The discovery of the Ugaritic texts revolutionized biblical studies and Old Testament scholarship. The linguistic and literary parallels between Ugaritic and Biblical Hebrew are profound, clarifying the meaning of obscure words and illuminating the poetic structure of the Psalms and the prophetic books. The mythological narratives provide the most direct extra-biblical source for the religious background of early Israelite religion, showing that figures like El, the supreme god, and concepts like the divine council were part of a wider Canaanite tradition. Understanding the Baal cycle is essential for contextualizing the biblical polemics against Baal worship and the presentation of Yahweh’s kingship. Thus, Ugaritic literature serves as a critical control for distinguishing uniquely Israelite developments from the common West Semitic heritage it shared with city-states like Ugarit and, by cultural extension, the broader traditions emanating from Mesopotamia.
Since their discovery, the Ugaritic texts have been housed primarily in the Louvre and the National Museum of Damascus.
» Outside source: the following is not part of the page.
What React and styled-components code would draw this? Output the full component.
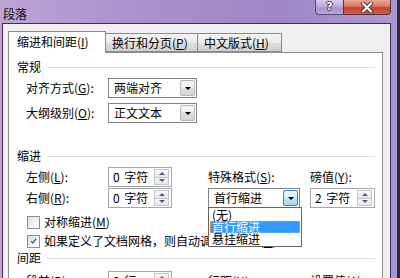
import React from 'react';
import styled, { createGlobalStyle } from 'styled-components';

const Global = createGlobalStyle`
  html, body { margin: 0; padding: 0; width: 400px; height: 278px; overflow: hidden; background: #2b2c3e; }
  body { font-family: "Noto Sans CJK SC", "Liberation Sans", sans-serif; font-size: 12px; color: #000; }
  #root { width: 400px; height: 278px; }
  u { text-decoration-thickness: 1px; text-underline-offset: 1px; }
`;

const Window = styled.div`
  width: 397px;
  height: 278px;
  display: flex;
  flex-direction: column;
  overflow: hidden;
  background: linear-gradient(90deg, #bea3d4 0%, #aa91cd 35%, #9f87c8 70%, #ab98d2 100%);
`;

const TitleBar = styled.div`
  height: 23px;
  display: flex;
  align-items: flex-start;
  padding-left: 3px;
  flex-shrink: 0;
`;

const Title = styled.div`
  margin-top: 6px;
  line-height: 16px;
  font-size: 12px;
  color: #111;
`;

const Caption = styled.div`
  margin-left: auto;
  margin-right: 6px;
  display: flex;
`;

const HelpButton = styled.div`
  width: 28px;
  height: 15px;
  box-sizing: border-box;
  border: 1px solid #5a4a78;
  border-top: none;
  border-right: none;
  border-bottom-left-radius: 4px;
  background: linear-gradient(180deg, #d8cbe9 0%, #baa6da 50%, #a992cd 55%, #b8a6dc 100%);
  display: flex;
  align-items: center;
  justify-content: center;
  color: #fff;
  font-family: "DejaVu Sans", sans-serif;
  font-weight: bold;
  font-size: 11px;
  line-height: 14px;
  text-shadow: 0 0 1px #3a3050, 1px 0 0 #4a3e62, -1px 0 0 #4a3e62, 0 1px 0 #4a3e62, 0 -1px 0 #4a3e62;
`;

const CloseButton = styled.div`
  width: 48px;
  height: 15px;
  box-sizing: border-box;
  border: 1px solid #5a3040;
  border-top: none;
  border-bottom-right-radius: 4px;
  background: linear-gradient(180deg, #e9a898 0%, #d77a64 45%, #c7432c 55%, #d45a3f 100%);
  display: flex;
  align-items: center;
  justify-content: center;
`;

const Client = styled.div`
  flex: 1;
  margin: 0 6px 0 2px;
  border: 1px solid #3b2f57;
  border-bottom: none;
  background: #f0f0f0;
  padding: 7px 7px 0 5px;
  display: flex;
  flex-direction: column;
  min-height: 0;
`;

const TabRow = styled.div`
  display: flex;
  align-items: flex-end;
  height: 21px;
  position: relative;
  z-index: 2;
`;

const Tab = styled.div`
  box-sizing: border-box;
  width: ${p => p.$w}px;
  height: ${p => (p.$active ? 22 : 19)}px;
  margin-bottom: ${p => (p.$active ? -1 : 0)}px;
  border: 1px solid #898c95;
  border-bottom: ${p => (p.$active ? 'none' : '1px solid #898c95')};
  border-left: ${p => (p.$first ? '1px solid #898c95' : 'none')};
  background: ${p => (p.$active ? '#fff' : 'linear-gradient(180deg, #f3f3f3 0%, #ebebeb 50%, #dedede 51%, #d0d0d0 100%)')};
  padding-left: ${p => (p.$active ? 8 : 6)}px;
  line-height: ${p => (p.$active ? 20 : 17)}px;
  white-space: nowrap;
`;

const Panel = styled.div`
  flex: 1;
  background: #fff;
  border: 1px solid #898c95;
  border-bottom: none;
  padding-left: 8px;
  display: flex;
  flex-direction: column;
  position: relative;
  z-index: 1;
`;

const SectionHeader = styled.div`
  display: flex;
  align-items: center;
  height: 14px;
  gap: 6px;
  margin-top: ${p => p.$mt}px;
  margin-right: 7px;
  line-height: 14px;
  &::after {
    content: "";
    flex: 1;
    height: 1px;
    background: #d5dfe5;
  }
`;

const FormRow = styled.div`
  display: flex;
  align-items: center;
  height: 20px;
  padding-left: 9px;
  margin-top: ${p => p.$mt}px;
`;

const Label = styled.div`
  width: ${p => p.$w || 82}px;
  white-space: nowrap;
  line-height: 16px;
`;

const SelectBox = styled.div`
  box-sizing: border-box;
  width: ${p => p.$w}px;
  height: 20px;
  border: 1px solid #7f8387;
  background: #fff;
  display: flex;
  align-items: stretch;
  padding: 1px;
  position: relative;
`;

const SelectText = styled.div`
  flex: 1;
  padding-left: 4px;
  line-height: 16px;
  white-space: nowrap;
`;

const SelectButton = styled.div`
  box-sizing: border-box;
  width: 15px;
  border: 1px solid ${p => (p.$hot ? '#3c7fb1' : '#b4b6ba')};
  border-radius: 2px;
  background: ${p =>
    p.$hot
      ? 'linear-gradient(180deg, #eaf6fd 0%, #d9f0fc 50%, #bee6fd 51%, #a7d9f5 100%)'
      : 'linear-gradient(180deg, #f7f7f7 0%, #ececec 50%, #dddddd 51%, #d6d6d6 100%)'};
  display: flex;
  align-items: center;
  justify-content: center;
  &::after {
    content: "";
    border-left: 3px solid transparent;
    border-right: 3px solid transparent;
    border-top: 3px solid #000;
    margin-top: 1px;
  }
`;

const SpinBox = styled.div`
  box-sizing: border-box;
  width: ${p => p.$w}px;
  height: 20px;
  border: 1px solid #a4a8ad;
  background: #fff;
  display: flex;
  align-items: stretch;
  padding: 1px;
`;

const SpinText = styled.div`
  flex: 1;
  padding-left: 3px;
  line-height: 16px;
  white-space: nowrap;
  word-spacing: 2px;
`;

const SpinButtons = styled.div`
  width: 15px;
  display: flex;
  flex-direction: column;
  gap: 0;
  margin-right: 1px;
`;

const SpinHalf = styled.div`
  flex: 1;
  box-sizing: border-box;
  border: 1px solid #c5c7ca;
  border-top: ${p => (p.$down ? 'none' : '1px solid #c5c7ca')};
  background: linear-gradient(180deg, #f9f9f9, #e6e6e6);
  display: flex;
  align-items: center;
  justify-content: center;
  &::after {
    content: "";
    border-left: 3px solid transparent;
    border-right: 3px solid transparent;
    ${p => (p.$down ? 'border-top: 3px solid #4d6185;' : 'border-bottom: 3px solid #4d6185;')}
  }
`;

const Grid = styled.div`
  display: grid;
  grid-template-columns: 82px 100px 102px 65px;
  grid-auto-rows: 20px;
  row-gap: ${p => p.$gap || 0}px;
  padding-left: 9px;
  margin-top: ${p => p.$mt}px;
  align-items: center;
`;

const DropWrap = styled.div`
  position: relative;
  width: 92px;
`;

const DropList = styled.div`
  position: absolute;
  left: 0;
  top: 19px;
  width: 94px;
  box-sizing: border-box;
  border: 1px solid #646464;
  background: #fff;
  padding: 1px 1px;
  z-index: 5;
`;

const DropItem = styled.div`
  box-sizing: border-box;
  height: 12px;
  line-height: 12px;
  padding-left: 2px;
  white-space: nowrap;
  color: ${p => (p.$sel ? '#fff' : '#000')};
  background: ${p => (p.$sel ? '#3399ff' : 'transparent')};
  outline: ${p => (p.$sel ? '1px dotted #f0a040' : 'none')};
  outline-offset: -1px;
`;

const CheckRow = styled.div`
  display: flex;
  align-items: center;
  gap: 4px;
  height: 16px;
  padding-left: 10px;
  margin-top: ${p => p.$mt}px;
  white-space: nowrap;
  line-height: 16px;
`;

const CheckBox = styled.div`
  box-sizing: border-box;
  width: 13px;
  height: 13px;
  flex-shrink: 0;
  border: 1px solid #8f8f8f;
  background: linear-gradient(135deg, #dcdcdc 0%, #f4f4f4 60%, #ffffff 100%);
  padding: 2px;
  display: flex;
  align-items: center;
  justify-content: center;
`;

const Check = () => (
  <svg width="10" height="10" viewBox="0 0 10 10">
    <path d="M1.5 5.2 L4 7.8 L8.8 1.8" fill="none" stroke="#4a5f97" strokeWidth="1.8" />
  </svg>
);

const CloseX = () => (
  <svg width="14" height="11" viewBox="0 0 14 11">
    <path d="M3 1.5 L11 9.5 M11 1.5 L3 9.5" stroke="#5a2a2a" strokeWidth="4" strokeLinecap="round" />
    <path d="M3 1.5 L11 9.5 M11 1.5 L3 9.5" stroke="#ffffff" strokeWidth="2.2" strokeLinecap="round" />
  </svg>
);

const Spin = ({ w, children }) => (
  <SpinBox $w={w}>
    <SpinText>{children}</SpinText>
    <SpinButtons>
      <SpinHalf />
      <SpinHalf $down />
    </SpinButtons>
  </SpinBox>
);

const Select = ({ w, hot, children }) => (
  <SelectBox $w={w}>
    <SelectText>{children}</SelectText>
    <SelectButton $hot={hot} />
  </SelectBox>
);

export default function App() {
  return (
    <>
      <Global />
      <Window>
        <TitleBar>
          <Title>段落</Title>
          <Caption>
            <HelpButton>?</HelpButton>
            <CloseButton><CloseX /></CloseButton>
          </Caption>
        </TitleBar>
        <Client>
          <TabRow>
            <Tab $active $first $w={98}>缩进和间距(<u>I</u>)</Tab>
            <Tab $w={92}>换行和分页(<u>P</u>)</Tab>
            <Tab $w={84}>中文版式(<u>H</u>)</Tab>
          </TabRow>
          <Panel>
            <SectionHeader $mt={7}>常规</SectionHeader>
            <FormRow $mt={4}>
              <Label>对齐方式(<u>G</u>):</Label>
              <Select w={89}>两端对齐</Select>
            </FormRow>
            <FormRow $mt={5}>
              <Label>大纲级别(<u>O</u>):</Label>
              <Select w={89}>正文文本</Select>
            </FormRow>

            <SectionHeader $mt={26}>缩进</SectionHeader>
            <Grid $mt={4} $gap={1}>
              <Label>左侧(<u>L</u>):</Label>
              <Spin w={64}>0 字符</Spin>
              <Label>特殊格式(<u>S</u>):</Label>
              <Label>磅值(<u>Y</u>):</Label>
              <Label>右侧(<u>R</u>):</Label>
              <Spin w={64}>0 字符</Spin>
              <DropWrap>
                <Select w={92} hot>首行缩进</Select>
                <DropList>
                  <DropItem>(无)</DropItem>
                  <DropItem $sel>首行缩进</DropItem>
                  <DropItem>悬挂缩进</DropItem>
                </DropList>
              </DropWrap>
              <Spin w={65}>2 字符</Spin>
            </Grid>
            <CheckRow $mt={6}>
              <CheckBox />
              <span>对称缩进(<u>M</u>)</span>
            </CheckRow>
            <CheckRow $mt={3}>
              <CheckBox><Check /></CheckBox>
              <span>如果定义了文档网格，则自动调整右缩进(<u>D</u>)</span>
            </CheckRow>

            <SectionHeader $mt={2}>间距</SectionHeader>
            <Grid $mt={6}>
              <Label>段前(<u>B</u>):</Label>
              <Spin w={64}>0 行</Spin>
              <Label>行距(<u>N</u>):</Label>
              <Label>设置值(<u>A</u>):</Label>
            </Grid>
          </Panel>
        </Client>
      </Window>
    </>
  );
}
The initial publication and decipherment were pioneered by scholars such as Charles Virolleaud, Hans Bauer, and Édouard Dhorme. The field of Ugaritic studies has grown into a major discipline within ancient Near Eastern studies, with key journals like *Ugarit-Forschungen* dedicated to their analysis. Scholarly work involves textual criticism, comparative mythology, and linguistic analysis, often in dialogue with scholars of Akkadian literature and biblical literature. The texts’ preservation allows for ongoing research into Bronze Age politics, religion, and economy, Syria, and their role in the complex international system that connected Ancient Babylon with the wider Mediterranean world.